Ricordo di essermi soffermato ad ascoltare “Organik” in una discoteca, così per caso. Pur non sapendo a chi fossero accreditate le melodie di questo album, riuscì a farmi dire dal dj che si trattava di un certo Robert Miles. A distanza di due giorni acquistai il dischetto in questione. Devo precisare subito che quest’album, grazie al cielo, non ha niente a che fare col precedente successo commerciale (il singolo “Children”), e si discosta pure parecchio dalle sonorità dell’album che lo contiene. “Organik” , è parecchio successivo all’ esplosione dell’artista italiano (il nome vero è Roberto Concina) e con la dance intesa in senso classico (cioè pezzi da ballare), non ha in effetti granchè da spartire.

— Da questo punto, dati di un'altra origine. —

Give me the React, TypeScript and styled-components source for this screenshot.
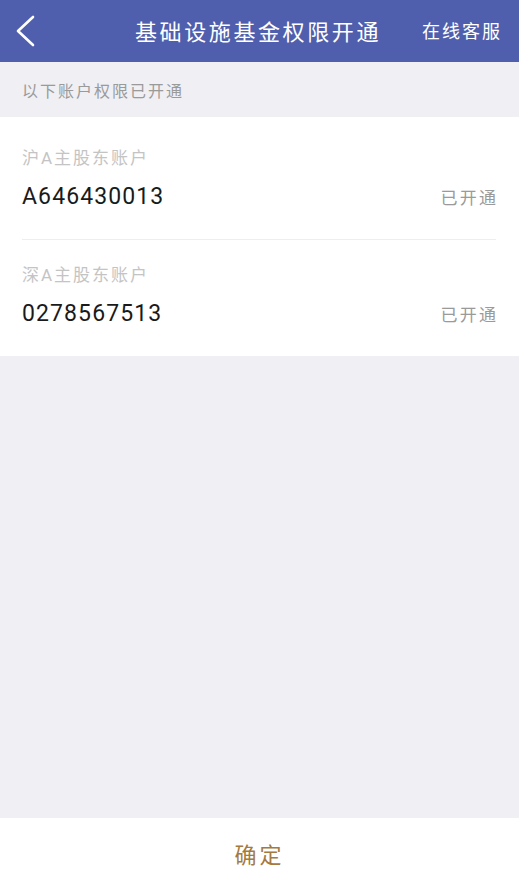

In questo suo lavoro, utilizzando la definizione affibbiatagli da un sito anch’esso italiano, “l’ elettronica c’è, ma è coniugata in maniera scomoda e ricercata”. Niente di più azzeccato. E’ incredibile, “Organik” comunica un talento espressivo ed è miscelato con un senso del gusto insospettabili, almeno per un dj con determinati trascorsi artistici. Non ho avuto la fortuna di ascoltare altri lavori oltre questo e “Children”, quindi lo ammetto, non conosco il suo percorso evolutivo, ma dal ‘95 al 2001 (anno di pubblicazione di “Organik”) il salto qualitativo compiuto è a dir poco pazzesco. Faccio menzione di alcuni brani, ma praticamente potrebbero costituire una traccia unica. I diversi capitoli della medesima colonna sonora di uno stato di trance (in cui si cade ascoltando quest'album). “Tsbol”, pezzo d’ apertura quasi chill-out, prepara il terreno all’incedere delle sensazioni che attendono chi ascolta. “Trance Shapes” dai suoni raffinatissimi, è arrangiata e congeniata magistralmente. Prima inquieta, poi c’incalza, si concede aperture melodiche senza mai smorzare le dinamiche del brano. Alta scuola anche in “It’ s All Coming Back”, che parte un po’ in sordina ma subito dopo rivela tutto il pregio dei suoi suoni, è davvero ben arrangiata anche nelle partiture di basso. Subito dopo segue la splendida “Pour Te Parler”, interrotta nel mezzo da una raffinatissima digressione acustica (ricordo che fu proprio questo passaggio a colpirmi). “Wrong”, il ritmo dell’urgenza e del panico, in cui ancora un basso pulsante scandisce il tempo delle nostre sensazioni. E così via sino ai tre brani conclusivi in cui Robert si concede anche episodi di sperimentazione sonora, che, per la verità, trovo essere un po’ troppo ermetici.
Comunque un gran disco. Ed anche se non ci è concesso sapere di quale particolare tipologia di pasticche miracolose fa uso Robert Miles per farsi venire certe idee, dobbiamo riconoscergli l’intelletto e la classe degna d’un lucido arrangiatore.